Western-style denim shirts are often cut "slim" because they were meant to stay tucked in while riding. If you plan on wearing your shirt untucked, look for a "work shirt" cut, which usually has a flatter hem and a roomier body. It’s a more casual, modern look that doesn't scream "I'm headed to a rodeo."

Practical Next Steps for Your Wardrobe

If you're ready to upgrade from the basic options, start by identifying your "weight class." Most guys are happiest in a 6oz to 8oz shirt. It’s the sweet spot for year-round wear.

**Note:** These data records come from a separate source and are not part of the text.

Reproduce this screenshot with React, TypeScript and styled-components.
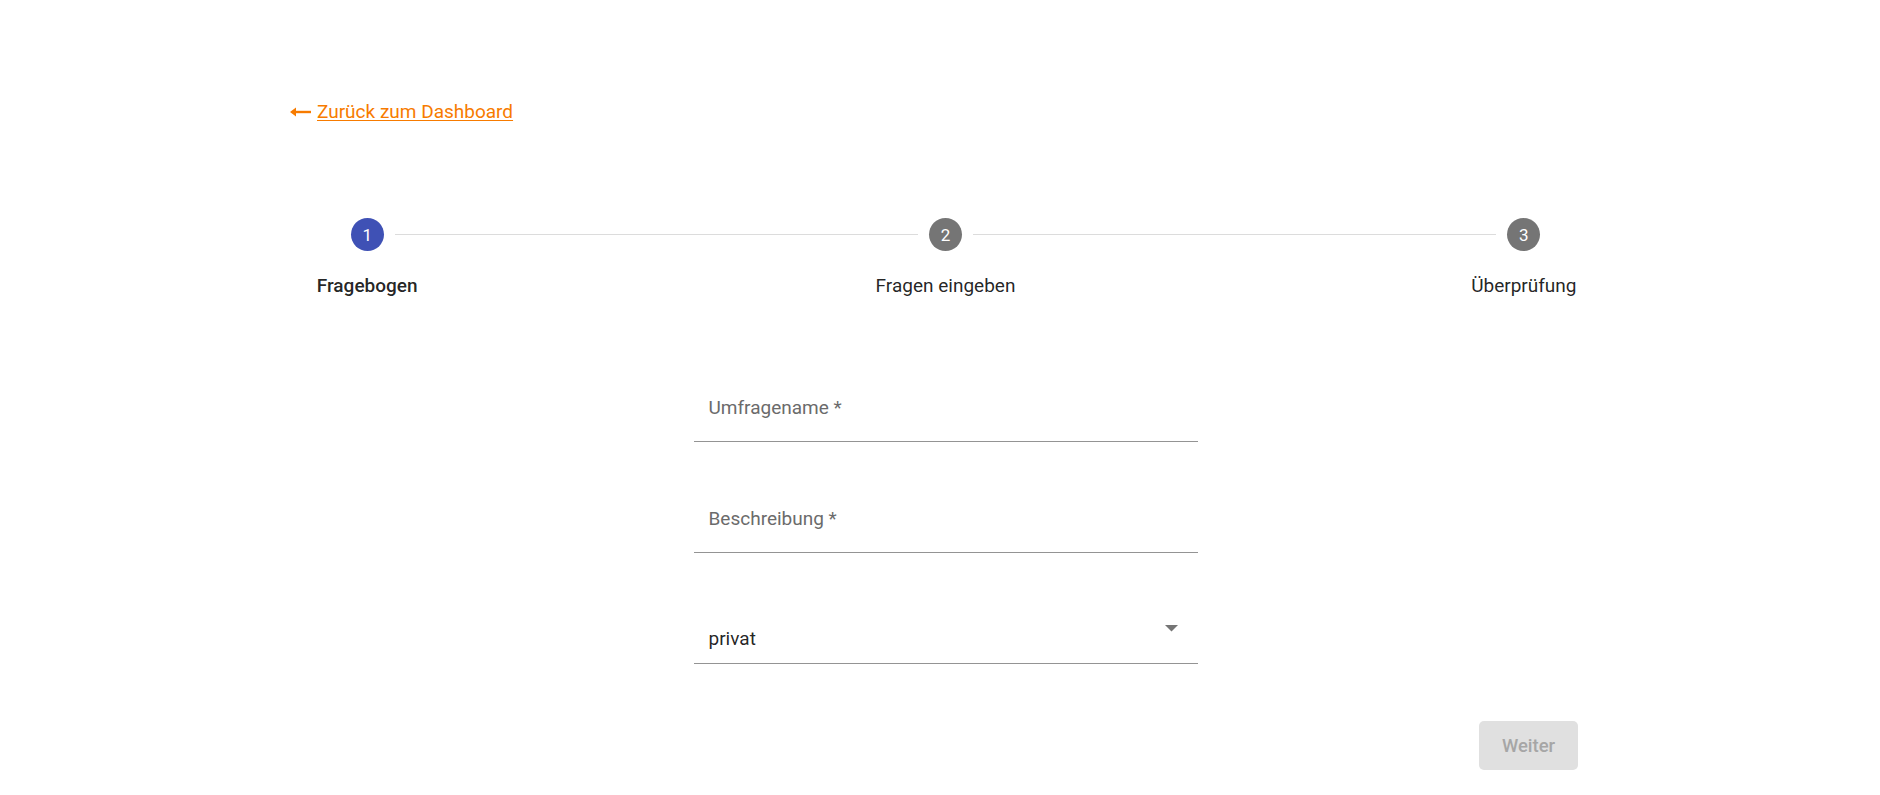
import React from "react";
import styled, { createGlobalStyle } from "styled-components";

const steps = ["Fragebogen", "Fragen eingeben", "Überprüfung"];

export default function App() {
    const active = 0;
    return (
        <>
            <GlobalStyle />
            <Page>
                <BackRow>
                    <BackLink href="#">
                        <svg width="21" height="10" viewBox="0 0 21 10">
                            <path d="M2 5h19" stroke="currentColor" strokeWidth="2.4" />
                            <path d="M0 5l6-4.5v9z" fill="currentColor" />
                        </svg>
                        <span>Zurück zum Dashboard</span>
                    </BackLink>
                </BackRow>
                <Main>
                    <Stepper>
                        {steps.map((label, i) => (
                            <Step key={label}>
                                <IconRow>
                                    <HalfLine $side="left" $hidden={i === 0} />
                                    <StepCircle $active={i === active}>{i + 1}</StepCircle>
                                    <HalfLine $side="right" $hidden={i === steps.length - 1} />
                                </IconRow>
                                <StepLabel $active={i === active}>{label}</StepLabel>
                            </Step>
                        ))}
                    </Stepper>
                    <Form>
                        <TextInput placeholder="Umfragename *" />
                        <TextInput placeholder="Beschreibung *" />
                        <Select>
                            <SelectValue>privat</SelectValue>
                            <svg width="13" height="7" viewBox="0 0 13 7" style={{ marginTop: 26, marginRight: 20 }}>
                                <path d="M0 0h13L6.5 6.5z" fill="#757575" />
                            </svg>
                        </Select>
                    </Form>
                    <Actions>
                        <NextButton disabled>Weiter</NextButton>
                    </Actions>
                </Main>
            </Page>
        </>
    );
}

const GlobalStyle = createGlobalStyle`
    body {
        margin: 0;
        background: #fff;
        font-family: Roboto, "Noto Sans", sans-serif;
    }
`;

const Page = styled.div`
    padding-top: 100px;
    min-height: 795px;
    box-sizing: border-box;
`;

const BackRow = styled.div`
    padding-left: 290px;
`;

const BackLink = styled.a`
    display: inline-flex;
    align-items: center;
    gap: 6px;
    color: #f77b00;
    font-size: 19px;
    line-height: 24px;
    text-decoration: none;

    span {
        text-decoration: underline;
        text-underline-offset: 2px;
    }
`;

const Main = styled.div`
    margin: 0 67px 0 78px;
`;

const Stepper = styled.div`
    display: flex;
    margin-top: 94px;
`;

const Step = styled.div`
    flex: 1;
    display: flex;
    flex-direction: column;
    align-items: center;
`;

const IconRow = styled.div`
    display: flex;
    align-items: center;
    width: 100%;
`;

const HalfLine = styled.div<{ $side: "left" | "right"; $hidden: boolean }>`
    flex: 1;
    height: 1px;
    background: #dcdcdc;
    visibility: ${(p) => (p.$hidden ? "hidden" : "visible")};
    margin-${(p) => (p.$side === "left" ? "right" : "left")}: 11px;
`;

const StepCircle = styled.div<{ $active: boolean }>`
    width: 33px;
    height: 33px;
    border-radius: 50%;
    background: ${(p) => (p.$active ? "#3f51b5" : "#757575")};
    color: #fff;
    font-size: 17px;
    display: flex;
    align-items: center;
    justify-content: center;
`;

const StepLabel = styled.div<{ $active: boolean }>`
    margin-top: 22px;
    font-size: 19px;
    line-height: 26px;
    color: rgba(0, 0, 0, 0.87);
    font-weight: ${(p) => (p.$active ? 500 : 400)};
`;

const Form = styled.div`
    width: 504px;
    margin: 78px auto 0;
    display: flex;
    flex-direction: column;
    gap: 46px;
`;

const TextInput = styled.input`
    box-sizing: border-box;
    height: 65px;
    padding: 0 15px 3px;
    border: none;
    border-bottom: 1px solid #949494;
    outline: none;
    font-family: inherit;
    font-size: 19px;
    color: rgba(0, 0, 0, 0.87);
    background: transparent;

    &::placeholder {
        color: #6b6b6b;
    }
`;

const Select = styled.div`
    box-sizing: border-box;
    height: 65px;
    display: flex;
    align-items: flex-start;
    padding-left: 15px;
    border-bottom: 1px solid #949494;
`;

const SelectValue = styled.div`
    flex: 1;
    margin-top: 28px;
    font-size: 19px;
    line-height: 24px;
    color: rgba(0, 0, 0, 0.87);
`;

const Actions = styled.div`
    display: flex;
    justify-content: flex-end;
    padding-right: 235px;
    margin-top: 57px;
`;

const NextButton = styled.button`
    width: 99px;
    height: 49px;
    border: none;
    border-radius: 5px;
    background: #e0e0e0;
    color: #a6a6a6;
    font-family: inherit;
    font-size: 18.5px;
    font-weight: 500;
`;
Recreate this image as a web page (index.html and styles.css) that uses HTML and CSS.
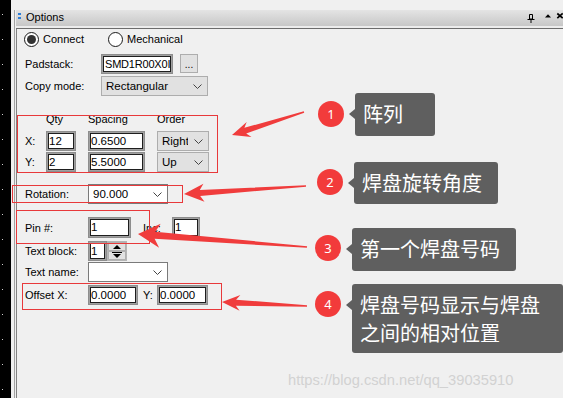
FILE: index.html
```html
<!DOCTYPE html>
<html>
<head>
<meta charset="utf-8">
<link rel="stylesheet" href="styles.css">
</head>
<body>
<div class="screen">
  <div class="rail"></div>
  <div class="panel">
    <div class="titlebar">
      <span class="grip"></span>
      <span class="title">Options</span>
      <svg class="tb-icons" width="36" height="16" viewBox="0 0 36 16">
        <path d="M2.5 4.5h3v4.5h-3z" fill="none" stroke="#000"/>
        <path d="M0.5 9.5h7M4 10v3" stroke="#000" fill="none"/>
        <path d="M18 7.5h6l-3-3.2z" fill="#000"/>
        <path d="M30.3 3.5l5.4 4.6M35.7 3.5l-5.4 4.6" stroke="#000" stroke-width="1.7"/>
      </svg>
    </div>
    <div class="content">
      <div class="row radios">
        <label class="radio first"><span class="circle checked"></span>Connect</label>
        <label class="radio"><span class="circle"></span>Mechanical</label>
      </div>
      <div class="row r-padstack">
        <span class="lbl wide">Padstack:</span>
        <span class="in w72 tight">SMD1R00X0I</span>
        <span class="btn">...</span>
      </div>
      <div class="row r-copy">
        <span class="lbl wide">Copy mode:</span>
        <span class="dd gray w107"><span class="dd-text">Rectangular</span><svg class="chev" width="9" height="5" viewBox="0 0 9 5"><path d="M0.5 0.5l4 4 4-4" fill="none" stroke="#444"/></svg></span>
      </div>
      <div class="array">
        <span></span><span class="hd">Qty</span><span class="hd">Spacing</span><span class="hd">Order</span>
        <span class="ax">X:</span><span class="in">12</span><span class="in">0.6500</span>
        <span class="dd gray"><span class="dd-text clip">Right</span><svg class="chev" width="9" height="5" viewBox="0 0 9 5"><path d="M0.5 0.5l4 4 4-4" fill="none" stroke="#444"/></svg></span>
        <span class="ax">Y:</span><span class="in">2</span><span class="in">5.5000</span>
        <span class="dd gray"><span class="dd-text">Up</span><svg class="chev" width="9" height="5" viewBox="0 0 9 5"><path d="M0.5 0.5l4 4 4-4" fill="none" stroke="#444"/></svg></span>
      </div>
      <div class="row r-rot">
        <span class="lbl">Rotation:</span>
        <span class="dd white w80"><span class="dd-text">90.000</span><svg class="chev" width="9" height="5" viewBox="0 0 9 5"><path d="M0.5 0.5l4 4 4-4" fill="none" stroke="#444"/></svg></span>
      </div>
      <div class="row r-pin">
        <span class="lbl">Pin #:</span>
        <span class="in w43">1</span>
        <span class="lbl inc">Inc:</span>
        <span class="in w28">1</span>
      </div>
      <div class="row r-block">
        <span class="lbl">Text block:</span>
        <span class="in w19">1</span>
        <span class="spin"><span class="sb up"></span><span class="sb down"></span></span>
      </div>
      <div class="row r-name">
        <span class="lbl">Text name:</span>
        <span class="dd white w80"><span class="dd-text"></span><svg class="chev" width="9" height="5" viewBox="0 0 9 5"><path d="M0.5 0.5l4 4 4-4" fill="none" stroke="#444"/></svg></span>
      </div>
      <div class="row r-off">
        <span class="lbl">Offset X:</span>
        <span class="in w50">0.0000</span>
        <span class="lbl ylbl">Y:</span>
        <span class="in w51">0.0000</span>
      </div>
    </div>
  </div>

  <div class="redbox rb1"></div>
  <div class="redbox rb2"></div>
  <div class="redbox rb3"></div>
  <div class="redbox rb4"></div>

  <svg class="arrows" width="563" height="398" viewBox="0 0 563 398">
    <polygon points="303.8,111.3 244.4,127.8 246.7,121.9 232,135 251.5,137.1 246.2,133.6 304.2,112.7"/>
    <polygon points="306,185.2 199.8,190 203.4,183.7 184,194 204.5,201.7 200.2,195.9 306,186.8"/>
    <polygon points="307.1,246.2 155.2,231.8 160.7,223.7 138,234 159.1,247.7 154.6,238.8 306.9,247.8"/>
    <polygon points="307,305.3 236.1,299.7 240.4,294.9 222,302 239.6,310.8 235.9,305.7 307,306.7"/>
  </svg>

  <div class="num n1">1</div>
  <div class="num n2">2</div>
  <div class="num n3">3</div>
  <div class="num n4">4</div>

  <div class="callout c1">阵列</div>
  <div class="callout c2">焊盘旋转角度</div>
  <div class="callout c3">第一个焊盘号码</div>
  <div class="callout c4">焊盘号码显示与焊盘<br>之间的相对位置</div>

  <div class="watermark">https://blog.csdn.net/qq_39035910</div>
</div>
</body>
</html>
```
FILE: styles.css
```css
* { box-sizing: border-box; }

body {
  margin: 0;
  width: 563px;
  height: 398px;
  overflow: hidden;
  background: #f0f0f0;
  font-family: "Liberation Sans", Arial, sans-serif;
  font-size: 11px;
  color: #000;
}

.screen {
  position: relative;
  display: flex;
  height: 398px;
}

.rail {
  width: 11px;
  flex: none;
  background-color: #000;
  background-image: linear-gradient(to bottom, #d0d0d0 0 1px, transparent 1px 25px);
  background-size: 1px 25px;
  background-repeat: repeat-y;
  background-position: 2px 14px;
}

.panel {
  flex: 1;
  min-width: 0;
  margin: 10px 0 0 3px;
  border-left: 1px solid #a3a3a3;
  padding-left: 1px;
  display: flex;
  flex-direction: column;
}

.titlebar {
  flex: none;
  height: 19px;
  display: flex;
  align-items: flex-start;
  background: linear-gradient(#e4e4e4, #c7c7c7 16px, #ececec 16px);
  border-bottom: 1px solid #6c6c6c;
  padding-left: 2px;
}

.grip {
  width: 3px;
  height: 6px;
  margin-top: 3px;
  background: linear-gradient(#2c7ed8 0 2px, transparent 2px 4px, #2c7ed8 4px 6px);
}

.title {
  margin-left: 5px;
  line-height: 15px;
  font-size: 11px;
}

.tb-icons {
  margin-left: auto;
  display: block;
}

.content {
  flex: 1;
  border-left: 1px solid #828282;
  padding-left: 7px;
  display: flex;
  flex-direction: column;
}

.row {
  display: flex;
  align-items: center;
  height: 20px;
  flex: none;
  padding-left: 1px;
  white-space: nowrap;
}

.radios { padding-left: 0; }
.r-padstack { margin-top: 5px; }
.r-copy { margin-top: 2px; }
.r-rot { margin-top: 12px; }
.r-pin { margin-top: 13px; height: 21px; }
.r-block { margin-top: 3px; }
.r-name { margin-top: 1px; }
.r-off { margin-top: 3px; }

.radio {
  display: flex;
  align-items: center;
  font-size: 11px;
}
.radio.first { width: 84px; }

.circle {
  width: 15px;
  height: 15px;
  border-radius: 50%;
  border: 1px solid #1a1a1a;
  background: #fff;
  margin-right: 4px;
  display: grid;
  place-items: center;
}
.circle.checked::after {
  content: "";
  width: 9px;
  height: 9px;
  border-radius: 50%;
  background: #333;
}

.lbl {
  width: 63px;
  flex: none;
}
.lbl.wide { width: 76px; }
.lbl.inc { width: 29px; margin-left: 12px; }
.lbl.ylbl { width: 14px; margin-left: 5px; }

.in {
  display: block;
  height: 20px;
  flex: none;
  border: 1px solid #8d8d8d;
  background: #fff;
  box-shadow: inset 0 0 0 1px #a0a0a0, inset 0 0 0 2px #1e1e1e;
  padding: 0 2px 0 2px;
  line-height: 18px;
  font-size: 11.5px;
  overflow: hidden;
  white-space: nowrap;
}
.in.tight { font-size: 11px; letter-spacing: -0.2px; padding-left: 3px; }
.r-pin .in { height: 21px; line-height: 19px; }

.w72 { width: 72px; }
.w43 { width: 43px; }
.w28 { width: 28px; }
.w19 { width: 19px; }
.w50 { width: 50px; }
.w51 { width: 51px; }
.w80 { width: 80px; }
.w107 { width: 107px; }

.btn {
  width: 18px;
  height: 19px;
  margin-left: 7px;
  background: #e1e1e1;
  border: 1px solid #adadad;
  text-align: center;
  line-height: 19px;
  font-size: 10px;
  align-self: flex-start;
}

.dd {
  display: flex;
  align-items: center;
  height: 20px;
  flex: none;
  padding-left: 4px;
  padding-right: 5px;
  font-size: 11.5px;
}
.dd.gray { background: #e1e1e1; border: 1px solid #adadad; }
.dd.white { background: #fff; border: 1px solid #7a7a7a; }
.dd-text { flex: 1; overflow: hidden; white-space: nowrap; }
.dd-text.clip { flex: none; width: 26px; }
.chev { display: block; margin-left: auto; flex: none; }

.array {
  display: grid;
  grid-template-columns: 9px 30px 57px 52px;
  grid-template-rows: 18px 20px 20px;
  column-gap: 12px;
  row-gap: 1px;
  margin-top: 16px;
  padding-left: 1px;
  white-space: nowrap;
  align-items: center;
}
.array .hd { align-self: start; line-height: 14px; }
.array .ax { overflow: visible; }

.spin {
  width: 20px;
  height: 20px;
  display: flex;
  flex-direction: column;
  border: 1px solid #b5b5b5;
  background: #e1e1e1;
}
.sb {
  flex: 1;
  position: relative;
  border: 1px solid #b0b0b0;
  background: #e1e1e1;
}
.sb.up::after {
  content: "";
  position: absolute;
  left: 4px;
  top: 2px;
  border-left: 4px solid transparent;
  border-right: 4px solid transparent;
  border-bottom: 4px solid #000;
}
.sb.down::before {
  content: "";
  position: absolute;
  left: 3px;
  top: 0;
  width: 10px;
  height: 1px;
  background: #000;
}
.sb.down::after {
  content: "";
  position: absolute;
  left: 4px;
  top: 2px;
  border-left: 4px solid transparent;
  border-right: 4px solid transparent;
  border-top: 4px solid #000;
}

/* annotations */
.redbox {
  position: absolute;
  border: 1px solid #e8393b;
}
.rb1 { left: 17px; top: 115px; width: 201px; height: 58px; }
.rb2 { left: 12px; top: 185px; width: 171px; height: 18px; }
.rb3 { left: 16px; top: 210px; width: 134px; height: 34px; }
.rb4 { left: 22px; top: 283px; width: 200px; height: 27px; }

.arrows {
  position: absolute;
  left: 0;
  top: 0;
  fill: #f03c3c;
}

.num {
  position: absolute;
  width: 26px;
  height: 26px;
  border-radius: 50%;
  background: #f23b3b;
  color: #fff;
  font-family: "Noto Sans", "Liberation Sans", sans-serif;
  font-size: 13px;
  line-height: 26px;
  text-align: center;
}
.n1 { left: 318px; top: 101px; }
.n2 { left: 317px; top: 169px; }
.n3 { left: 315px; top: 235px; }
.n4 { left: 315px; top: 291px; }

.callout {
  position: absolute;
  background: #5f5f5f;
  color: #fff;
  border-radius: 3px;
  font-family: "Noto Sans CJK SC", "Noto Sans", sans-serif;
  font-size: 20px;
  line-height: 28px;
  padding: 7px 0 0 8px;
  white-space: nowrap;
}
.callout::before {
  content: "";
  position: absolute;
  left: -6px;
  top: 16px;
  border-top: 5px solid transparent;
  border-bottom: 5px solid transparent;
  border-right: 6px solid #5f5f5f;
}
.c1 { left: 355px; top: 93px; width: 80px; height: 43px; }
.c2 { left: 354px; top: 162px; width: 144px; height: 42px; }
.c3 { left: 352px; top: 228px; width: 164px; height: 43px; }
.c4 { left: 352px; top: 284px; width: 211px; height: 69px; }

.watermark {
  position: absolute;
  left: 288px;
  top: 371px;
  font-family: "Liberation Sans", Arial, sans-serif;
  font-size: 14.7px;
  line-height: 18px;
  color: #d2d2d2;
  white-space: nowrap;
}
```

Next, check the fabric composition. Look for 100% cotton. Avoid anything with more than 2% elastane or "stretch." Stretch denim is fine for skinny jeans, but in a button-down shirt, it makes the fabric look shiny and prevents those beautiful natural fades from forming. It also tends to hold onto odors more than pure cotton.

Go to a local heritage or "workwear" boutique if you have one. Feel the fabric. Check the weight. If you can't find one locally, look at brands like Taylor Stitch, Freenote Cloth, or even the higher-end lines from Dickies (like their 1922 collection).

Finally, stop worrying about keeping it pristine. The whole point of a denim button down shirt men love is that it looks better when it's beat up. Wear it to work. Wear it to the garage. Wear it to dinner. The more you use it, the more it becomes yours. Genuine denim isn't a fashion statement; it's a companion. Invest in one good piece rather than five mediocre ones, and you'll understand why this specific garment hasn't changed much in a hundred years. It didn't need to.